Laporan Wartawan Tribunnews.com, M Zulfikar
TRIBUNNEWS.COM, JAKARTA - Anggota Komisi VIII DPR RI, Rahayu Saraswati Djojohadkusumo menolak pengesahan Peraturan Pemerintah Pengganti Uandang-Undang (Perppu) No. 1 tahun 2016 menjadi Undang-Undang.
Perppu itu telah disahkan dalam siang Paripurna DPR RI, Rabu (12/10/2016).
"Kami mendukung langkah untuk memperberat sanksi bagi pelaku, tapi UU Kebiri ini sulit dilaksanakan. Maka Fraksi Gerindra menolak Perppu ini menjadi UU," kata Saraswati di Gedung DPR RI, Jakarta.
Rahayu Saraswati menuturkan, ada 99 Ormas pegiat anak-anak seperti IDI (Ikatan Dokter Indonesia), LBH Apik, Walhi, Kontras, dan lainnya juga menolak Perppu tersebut.
"Kok kita dianggap tidak pro perlindungan anak.
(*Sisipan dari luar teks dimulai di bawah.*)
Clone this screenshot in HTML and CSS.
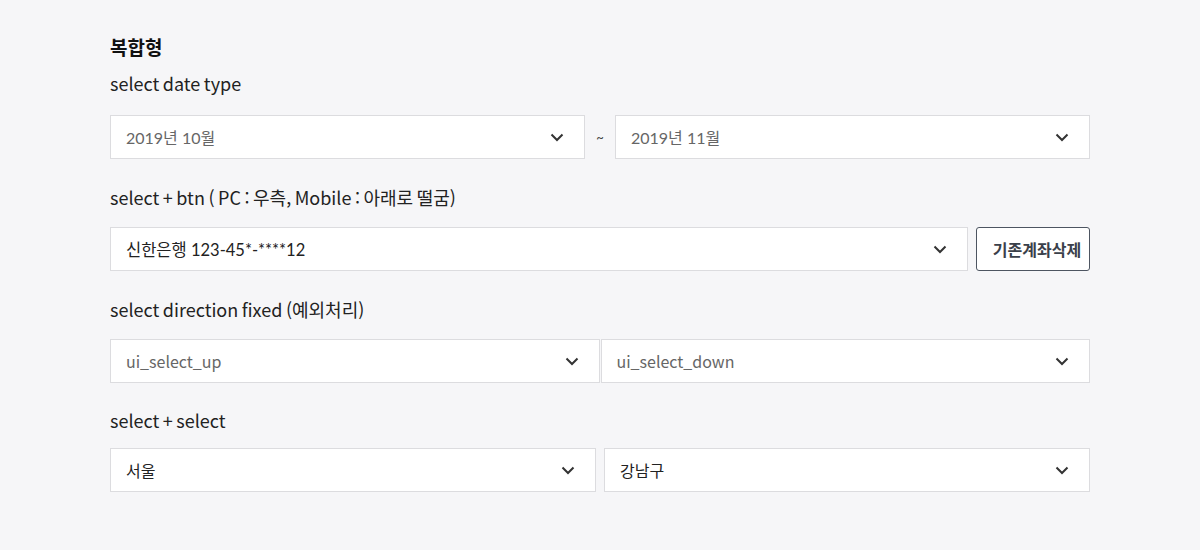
FILE: index.html
```html
<!DOCTYPE html>
<html lang="ko">
<head>
<meta charset="utf-8">
<title>복합형</title>
<link rel="stylesheet" href="styles.css">
</head>
<body>
<div class="page">
  <h2 class="title">복합형</h2>

  <section class="group first">
    <p class="label">select date type</p>
    <div class="row">
      <div class="select muted"><span>2019년 10월</span><svg class="chev" viewBox="0 0 14 9"><path d="M1.5 1.5 L7 7 L12.5 1.5"/></svg></div>
      <span class="tilde">~</span>
      <div class="select muted"><span>2019년 11월</span><svg class="chev" viewBox="0 0 14 9"><path d="M1.5 1.5 L7 7 L12.5 1.5"/></svg></div>
    </div>
  </section>

  <section class="group">
    <p class="label">select + btn ( PC : 우측, Mobile : 아래로 떨굼)</p>
    <div class="row gap">
      <div class="select acct"><span>신한은행 123-45*-****12</span><svg class="chev" viewBox="0 0 14 9"><path d="M1.5 1.5 L7 7 L12.5 1.5"/></svg></div>
      <button class="btn">기존계좌삭제</button>
    </div>
  </section>

  <section class="group">
    <p class="label">select direction fixed (예외처리)</p>
    <div class="row tight">
      <div class="select muted alt"><span>ui_select_up</span><svg class="chev" viewBox="0 0 14 9"><path d="M1.5 1.5 L7 7 L12.5 1.5"/></svg></div>
      <div class="select muted alt"><span>ui_select_down</span><svg class="chev" viewBox="0 0 14 9"><path d="M1.5 1.5 L7 7 L12.5 1.5"/></svg></div>
    </div>
  </section>

  <section class="group last">
    <p class="label">select + select</p>
    <div class="row gap">
      <div class="select alt"><span>서울</span><svg class="chev" viewBox="0 0 14 9"><path d="M1.5 1.5 L7 7 L12.5 1.5"/></svg></div>
      <div class="select alt"><span>강남구</span><svg class="chev" viewBox="0 0 14 9"><path d="M1.5 1.5 L7 7 L12.5 1.5"/></svg></div>
    </div>
  </section>
</div>
</body>
</html>
```

FILE: styles.css
```css
html, body {
  margin: 0;
  padding: 0;
}
body {
  background: #f6f6f8;
  font-family: Lato, "Noto Sans CJK KR", sans-serif;
  color: #222;
}
.page {
  width: 980px;
  margin-left: 110px;
  padding-top: 34px;
  height: 516px;
}
.title {
  margin: 0;
  font-family: "Noto Sans CJK KR", sans-serif;
  font-size: 19px;
  font-weight: 700;
  line-height: 26px;
  color: #111;
}
.group {
  margin-top: 26px;
}
.group.first {
  margin-top: 11px;
}
.group.first .label {
  margin-bottom: 20px;
}
.group.last {
  margin-top: 25px;
}
.group.last .label {
  margin-bottom: 16px;
}
.label {
  margin: 0 0 18px;
  font-family: "Noto Sans CJK KR", sans-serif;
  font-size: 18px;
  line-height: 24px;
  word-spacing: -1.5px;
  color: #222;
}
.row {
  display: flex;
  align-items: stretch;
  height: 44px;
}
.row.gap {
  gap: 8px;
}
.row.tight {
  gap: 1px;
}
.select {
  flex: 1;
  display: flex;
  align-items: center;
  justify-content: space-between;
  background: #fff;
  border: 1px solid #dcdcdf;
  padding: 0 20px 0 15px;
  font-size: 16px;
  color: #222;
  min-width: 0;
}
.select.muted {
  color: #666;
}
.select.acct {
  font-size: 16.5px;
}
.select.alt {
  font-family: "Noto Sans CJK KR", sans-serif;
  font-size: 16px;
}
.chev {
  width: 14px;
  height: 9px;
  flex: none;
}
.chev path {
  fill: none;
  stroke: #333;
  stroke-width: 2;
}
.tilde {
  width: 30px;
  flex: none;
  display: flex;
  align-items: center;
  justify-content: center;
  font-size: 13px;
  color: #444;
}
.btn {
  flex: none;
  width: 114px;
  background: #fff;
  border: 1px solid #4d5561;
  border-radius: 3px;
  font-family: "Noto Sans CJK KR", sans-serif;
  font-size: 16px;
  font-weight: 700;
  color: #3a404a;
  padding: 0 0 0 8px;
}
```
Menkumham RI juga tak pernah hadir dan hanya diwakilkan," ucapnya.
Ia merasa aneh Perppu Perppu tersebut disahkan tapi akan direvisi.
"Padahal, UU Perlindungan Anak tahun 2015 sudah direvisi untuk yang ketiga kalinya," ucap Rahayu Saraswati.
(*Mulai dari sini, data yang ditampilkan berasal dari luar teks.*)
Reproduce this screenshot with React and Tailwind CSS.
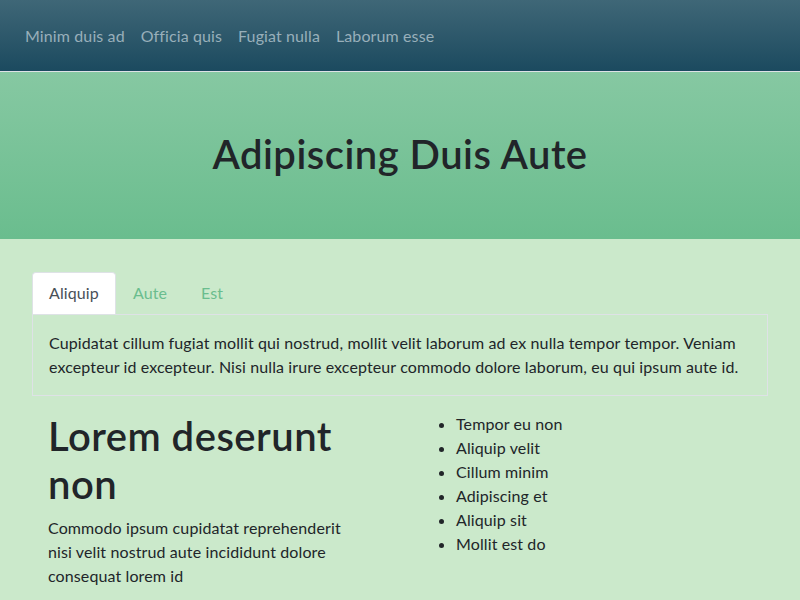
export default function App() {
  const font = { fontFamily: '"Lato", "Noto Sans", sans-serif' };
  return (
    <div className="min-h-[600px] bg-[#cbe9cb] text-[#212529] tracking-[0.007em]" style={font}>
      <nav className="h-[71px] bg-gradient-to-b from-[#3f6777] to-[#1b4a5f] flex items-center px-[17px] border-b border-[#dee2e6] box-content">
        {["Minim duis ad", "Officia quis", "Fugiat nulla", "Laborum esse"].map((t) => (
          <a key={t} className="px-2 text-base leading-6 text-[#98afba]">{t}</a>
        ))}
      </nav>
      <header className="h-[167px] bg-gradient-to-b from-[#86c8a2] to-[#6abd8e] flex items-center justify-center pb-[4px]">
        <h1 className="text-[40px] leading-[48px] font-semibold tracking-[0.012em]">Adipiscing Duis Aute</h1>
      </header>
      <main className="px-8 pt-[33px]">
        <div className="flex">
          <div className="px-4 py-2 leading-6 bg-white text-[#495057] border border-[#dee2e6] border-b-0 rounded-t">Aliquip</div>
          <div className="px-4 py-2 leading-6 text-[#6abd8e] border border-transparent">Aute</div>
          <div className="px-4 py-2 leading-6 text-[#6abd8e] border border-transparent">Est</div>
        </div>
        <div className="border border-[#dee2e6] p-4 leading-6">
          Cupidatat cillum fugiat mollit qui nostrud, mollit velit laborum ad ex nulla tempor tempor. Veniam excepteur id excepteur. Nisi nulla irure excepteur commodo dolore laborum, eu qui ipsum aute id.
        </div>
        <div className="grid grid-cols-2 mt-4">
          <div className="px-4">
            <div className="max-w-[320px]">
              <h2 className="text-[40px] leading-[48px] font-semibold tracking-[0.012em] mb-2">Lorem deserunt non</h2>
              <p className="leading-6">Commodo ipsum cupidatat reprehenderit nisi velit nostrud aute incididunt dolore consequat lorem id</p>
            </div>
          </div>
          <div className="px-4">
            <ul className="list-disc pl-10 leading-6">
              {["Tempor eu non", "Aliquip velit", "Cillum minim", "Adipiscing et", "Aliquip sit", "Mollit est do"].map((t) => (
                <li key={t}>{t}</li>
              ))}
            </ul>
          </div>
        </div>
      </main>
    </div>
  );
}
Sementara itu di tempat yang sama, Ketua Komnas Perempuan Azriana menegaskan menolak diberlakukannya Perppu Kebiri.
Dirinya beralasan, penolakan terhadap hukuman kebiri sudah diterapkan di Inggris, Jerman, dan Denmark.
Hasilnya hukuman itu justru tidak mengurangi kejahatan kekerasan seksual anak.
"Biaya kebiri untuk satu orang per 3 bulan Rp 700 ribu, sehingga kalau pelakunya banyak, maka anggaran negara yang dikeluarkan juga besar. Jadi, biayanya cukup mahal," kata Azriana.
Sementara untuk biaya visum kepada korban tidak dianggarkan pemerintah, melainkan biaya sendiri.
Sedangkan pemulihan korban memakan waktu sampai puluhan tahun.
"IDI juga menolak terlibat, karena melanggar kode etik kedokteran, tidak berperikemanusiaan, melanggar hukum HAM," ucapnya.
"Ditambah carut-marutnya proses hukum itu sendiri. Sedangkan UU yang ada belum dilaksanakan secara optimal," tambah Azriana.